Give the other 2 at exactly 3 weeks from the previous one. You are late on the one that is due by over a week! Get it done TOMORROW! Then in 3 weeks get the last one done.

Some vets would tell you if you go over 4 weeks in between shots you should start over, but I would not. Just do the one that is due IMMEDIATELY


----------



## remymartin511 (May 17, 2011)

Boogieman said:


> That is correct. The protocol is 4 sets of shots for a puppy. You are right on schedule.
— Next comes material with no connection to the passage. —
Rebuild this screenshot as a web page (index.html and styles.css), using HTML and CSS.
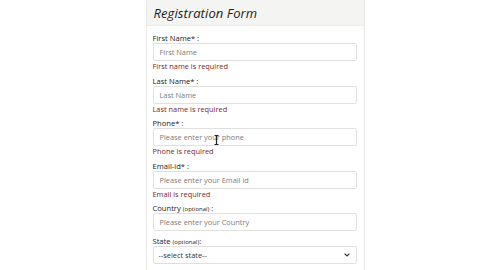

Well, including the dose I just gave him yesterday he would be at 5 sets at 18 weeks, not including his annual booster shot. The swelling has gone down a bit and his breathing is just fine, he's been resting alot today though, everytime I go outside for him he's asleep, lol. We just went for another walk and he wasn't breathing extremely hard, he was actually keeping pace. And for the earlier posts, yes I didn't go all the way in with the syringe, so your logic makes sense. I'll have to go a bit deeper this next time around. I'll keep you guys posted if anything else comes up.


----------



## remymartin511 (May 17, 2011)

Boogieman said:


> Give the other 2 at exactly 3 weeks from the previous one. Some vets would tell you if you go over 4 weeks in between shots you should start over, but I would not. Just do the one that is due IMMEDIATELY


k, so I'm at 4/25, then 5/18, and this last one I gave him was at 6/8/11. I'll keep it at a 3 week gap for the next two sets of shot, which is what my pamphlet states. I must've read it wrong, lol. My bad.


----------



## Boogieman (May 27, 2011)

OK if you gave him one yesterday, and that is his 3rd set. Give one more in 3 weeks (4 sets total not 5) and you are done except for rabies if you haven't given that yet. Give it around 4 months old or a little more.

I saw your post that said 5/8 but since you updated and said 5/18, so your schedule is fine.


----------



## remymartin511 (May 17, 2011)

Boogieman said:


> OK if you gave him one yesterday, and that is his 3rd set. Give one more in 3 weeks (4 sets total not 5) and you are done except for rabies if you haven't given that yet. Give it around 4 months old or a little more.
> 
> I saw your post that said 5/8 so your schedule is fine.


Good deal, sorry for any confusion I may have caused. Thanks for all the assistance.


----------



## Blue_Nose_Bella (Jan 16, 2011)

My vet does shots at 8, 12, and 16 weeks then rabies and we are done. 4 or 5 rounds of shots seems like overkill to me. Studies have shown that most pups build immunity after just one round of vaccines. I am no longer pumping shots into my dogs that are not necessary until I have her titer tested. JMO


----------



## Boogieman (May 27, 2011)

Blue_Nose_Bella said:


> My vet does shots at 8, 12, and 16 weeks then rabies and we are done. 4 or 5 rounds of shots seems like overkill to me. Studies have shown that most pups build immunity after just one round of vaccines. I am no longer pumping shots into my dogs that are not necessary until I have her titer tested. JMO


Not to be argumentative, but I'd like to see the factual data on that study.

A pup should always get 4 rounds of shots and rabies between 4 to 5 months. Now after those, I totally agree with you and only vax my dogs every 3 years now which is the new protocol. Unfortunately most cities and states are not up to date on the new data and if you are required to have a rabies license you are kind of screwed and still have to get it done yearly.


----------



## Blue_Nose_Bella (Jan 16, 2011)

Boogieman said:


> Not to be argumentative, but I'd like to see the factual data on that study.* A pup should always get 4 rounds of shots and rabies between 4 to 5 months.* Now after those, I totally agree with you and only vax my dogs every 3 years now which is the new protocol.* Unfortunately most cities and states are not up to date on the new data and if you are required to have a rabies license you are kind of screwed and still have to get it done yearly.*


I don't think you are being argumentative at all  My vet does a rabies every 3 years as well as everything else every three. Of course puppy shots first year and then revaccinate every three. As I said I will titer test from now on. I have come across many websites that have alot of great info on studies of over vaccinating and the link to certain cancers. I will post up links as I find them again. I saved a couple, I don't know if you would consider it "factual" data but it does make alot of sense. I still think we should all do a titer test before pumping more unecessary shots into our dogs. Studies are showing that some puppies/dogs have immunity for life or at least several years after just one vaccine.

Proper Schedule of Kitten and Puppy Shots

http://www.msnbc.msn.com/id/8572826/ns/health-pet_health/t/still-vaccinating-your-pet-every-year/


----------